The liberation of public spaces continues with determination, as does the imposition of a new status for public space. It is not easy. It is a battle against a deeply entrenched mentality, one apparently rooted even more deeply than these thirty-odd years might suggest, and one combined with the pre-transition mindset of a time when public spaces belonged to a unique state, a so-called dictatorship of the proletariat in which the proletarians nominally owned everything and collectively shared everything, yet in reality had absolutely nothing.
This process, as I have said from the very beginning after winning the fourth mandate, is not a temporary one. It is not an operation lasting a week, a month, or two months. It is a continuous, unrelenting, sustained commitment to restoring order in the use of shared spaces. In Tirana alone, where numerous cases of encroachment on public space have been identified, approximately 140,000 square meters have been reclaimed, which is no small figure. In areas such as the city center, very forceful interventions have been carried out to secure the liberation of public spaces.
At the same time, we are extending this effort to rural residential areas and to zones that, precisely because of their tourist interest, cannot be allowed to become dumping grounds for construction rubble or sites where pointless unlicensed structures are erected.
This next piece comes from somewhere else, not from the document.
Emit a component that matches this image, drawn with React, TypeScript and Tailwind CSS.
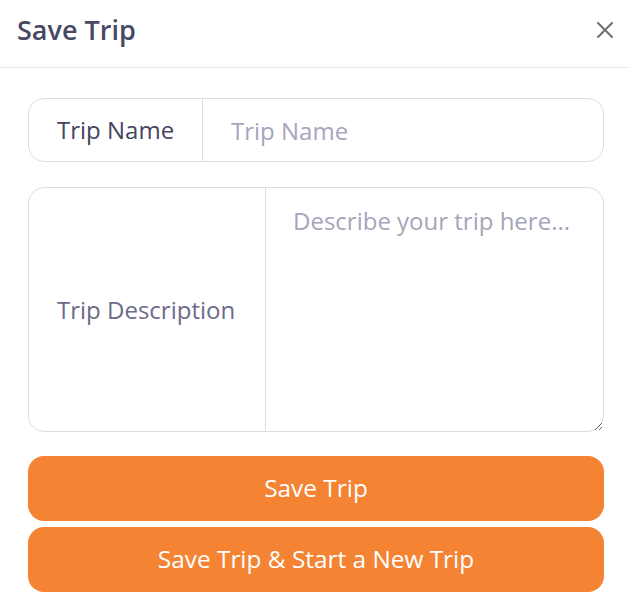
import React from "react";

export default function App() {
  return (
    <div className="w-[629px] h-[601px] bg-white overflow-hidden" style={{ fontFamily: '"Open Sans", sans-serif' }}>
      <div className="h-[68px] flex items-center justify-between pl-[17px] pr-[12px] border-b border-[#e6e6ee]">
        <h1 className="text-[27px] font-semibold text-[#474863] leading-none pb-[8px]">Save Trip</h1>
        <button className="w-6 h-6 flex items-center justify-center text-[#6f6f6f] mb-[8px]" aria-label="Close">
          <svg width="18" height="18" viewBox="0 0 18 18" fill="none" stroke="currentColor" strokeWidth="2" strokeLinecap="round">
            <path d="M2 2 L16 16 M16 2 L2 16" />
          </svg>
        </button>
      </div>
      <div className="pt-[30px] pl-[28px] pr-[25px] flex flex-col">
        <div className="h-[64px] flex rounded-2xl border border-[#dddce9] overflow-hidden">
          <div className="w-[174px] flex items-center pl-[28px] border-r border-[#dddce9] text-[24px] text-[#45455f]">Trip Name</div>
          <input
            className="flex-1 px-[28px] pt-[2px] text-[24px] text-[#45455f] placeholder:text-[#a6a5bb] outline-none bg-transparent"
            placeholder="Trip Name"
          />
        </div>
        <div className="mt-[25px] h-[245px] flex rounded-2xl border border-[#dddce9]">
          <div className="w-[237px] flex items-center pl-[28px] border-r border-[#dddce9] text-[24px] text-[#6c6b88]">Trip Description</div>
          <textarea
            className="flex-1 h-full px-[27px] pt-[15px] text-[24px] leading-[36px] text-[#45455f] placeholder:text-[#a6a5bb] outline-none bg-transparent resize"
            placeholder="Describe your trip here..."
          />
        </div>
        <button className="mt-[24px] h-[65px] rounded-2xl bg-[#f48333] text-white text-[24.4px] font-medium flex items-center justify-center">
          Save Trip
        </button>
        <button className="mt-[6px] h-[65px] rounded-2xl bg-[#f48333] text-white text-[24.4px] font-medium flex items-center justify-center">
          Save Trip &amp; Start a New Trip
        </button>
      </div>
    </div>
  );
}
In parallel, we are advancing with new models to replace the old ones, and we are finalizing a general regulation that will make clear to all those operating businesses tied to the use of public space exactly where their limits lie. The simple principle will be a 70-30 split: 70 percent of any given space will always belong to the public, will always belong to the community, will always belong to those who move through it on foot.
In closing these notes, I want to underline that we have now entered a new phase of more direct communication across the entire territory, engaging in a cycle of community meetings in every prefecture to speak about this important moment for the country, about the work begun in this fourth mandate, about the work that will begin shortly, and naturally to listen to people. This is also part of the organizational effort that we, as always, are beginning well in advance in preparation for what will be the Socialist Party’s exemplary victory in next year’s local elections. In these meetings we will speak about the work of Albania, about what we are building, about what we see as obstacles to overcome, about everything people want to share with us or hear from us, and we will naturally share with people those challenges that are entirely common, where the primary responsibility falls, and can only fall, on the government.